◆ **GIVEN TASK**: Gather up the lines with the word "styles" in them.

◆ **GIVEN DATA**:
◆ ◆ ◆ ◆ ◆ ◆ ◆
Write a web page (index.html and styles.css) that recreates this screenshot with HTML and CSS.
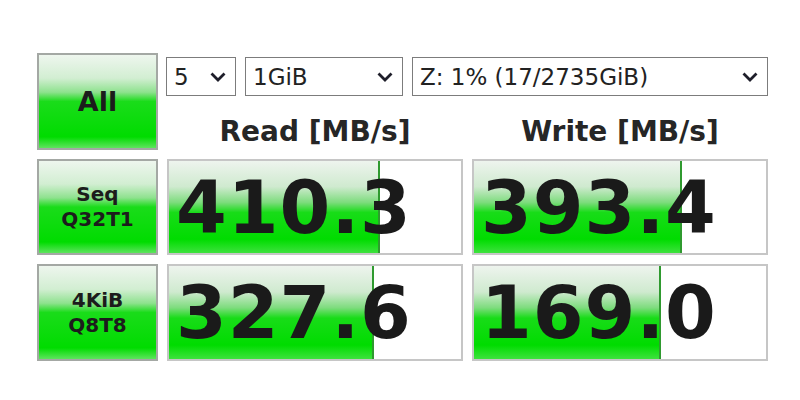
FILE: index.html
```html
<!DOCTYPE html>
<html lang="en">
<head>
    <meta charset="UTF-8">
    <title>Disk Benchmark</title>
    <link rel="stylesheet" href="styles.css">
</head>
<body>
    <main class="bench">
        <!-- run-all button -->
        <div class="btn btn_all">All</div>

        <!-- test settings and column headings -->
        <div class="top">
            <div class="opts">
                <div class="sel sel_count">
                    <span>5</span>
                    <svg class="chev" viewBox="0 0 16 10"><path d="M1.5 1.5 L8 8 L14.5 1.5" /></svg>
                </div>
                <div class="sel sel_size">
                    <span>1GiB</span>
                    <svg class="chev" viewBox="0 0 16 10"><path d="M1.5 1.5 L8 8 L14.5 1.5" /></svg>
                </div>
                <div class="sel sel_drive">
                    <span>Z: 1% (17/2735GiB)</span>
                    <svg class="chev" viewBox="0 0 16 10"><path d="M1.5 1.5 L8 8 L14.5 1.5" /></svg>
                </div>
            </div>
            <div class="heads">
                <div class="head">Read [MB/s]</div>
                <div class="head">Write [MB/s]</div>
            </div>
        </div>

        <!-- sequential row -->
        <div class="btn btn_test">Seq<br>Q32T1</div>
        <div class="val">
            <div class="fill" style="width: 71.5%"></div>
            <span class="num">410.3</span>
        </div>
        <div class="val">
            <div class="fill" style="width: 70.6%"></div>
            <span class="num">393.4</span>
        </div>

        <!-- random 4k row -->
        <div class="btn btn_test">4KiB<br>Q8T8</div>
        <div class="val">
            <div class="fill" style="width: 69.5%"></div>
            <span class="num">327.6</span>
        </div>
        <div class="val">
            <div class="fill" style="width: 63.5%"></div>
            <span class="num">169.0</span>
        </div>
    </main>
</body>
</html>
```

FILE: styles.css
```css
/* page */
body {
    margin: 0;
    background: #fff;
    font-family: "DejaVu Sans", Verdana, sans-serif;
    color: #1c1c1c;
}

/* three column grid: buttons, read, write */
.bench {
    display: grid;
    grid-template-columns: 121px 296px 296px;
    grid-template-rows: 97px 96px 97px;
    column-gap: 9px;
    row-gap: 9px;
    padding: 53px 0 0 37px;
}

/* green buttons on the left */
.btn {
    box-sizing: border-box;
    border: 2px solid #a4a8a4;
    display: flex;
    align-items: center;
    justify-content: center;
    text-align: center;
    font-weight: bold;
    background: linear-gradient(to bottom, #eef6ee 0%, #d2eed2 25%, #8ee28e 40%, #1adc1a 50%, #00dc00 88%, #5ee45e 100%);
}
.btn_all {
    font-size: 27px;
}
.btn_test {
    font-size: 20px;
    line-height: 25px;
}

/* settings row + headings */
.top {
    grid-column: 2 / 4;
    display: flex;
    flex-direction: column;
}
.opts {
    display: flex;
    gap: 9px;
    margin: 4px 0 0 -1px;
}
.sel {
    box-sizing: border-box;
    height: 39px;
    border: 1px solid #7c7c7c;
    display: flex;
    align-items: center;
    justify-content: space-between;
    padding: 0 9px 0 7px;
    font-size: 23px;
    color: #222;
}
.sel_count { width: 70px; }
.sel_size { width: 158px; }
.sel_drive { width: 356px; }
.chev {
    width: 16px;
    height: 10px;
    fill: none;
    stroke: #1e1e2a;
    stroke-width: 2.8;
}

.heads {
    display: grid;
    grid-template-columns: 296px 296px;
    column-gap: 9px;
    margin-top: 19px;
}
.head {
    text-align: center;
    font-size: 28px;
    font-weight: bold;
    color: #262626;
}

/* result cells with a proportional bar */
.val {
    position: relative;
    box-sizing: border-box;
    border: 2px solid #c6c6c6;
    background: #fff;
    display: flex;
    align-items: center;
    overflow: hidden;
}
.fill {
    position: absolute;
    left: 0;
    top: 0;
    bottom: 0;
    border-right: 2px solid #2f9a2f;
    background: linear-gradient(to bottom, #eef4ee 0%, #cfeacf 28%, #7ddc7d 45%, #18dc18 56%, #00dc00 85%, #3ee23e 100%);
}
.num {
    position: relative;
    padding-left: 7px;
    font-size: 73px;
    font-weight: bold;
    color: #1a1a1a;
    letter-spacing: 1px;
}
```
◆ ◆ ◆ ◆ ◆ ◆ ◆
◆ **WORKED SOLUTION**:
Write a web page (index.html and styles.css) that recreates this screenshot with HTML and CSS.
    <link rel="stylesheet" href="styles.css">
FILE: styles.css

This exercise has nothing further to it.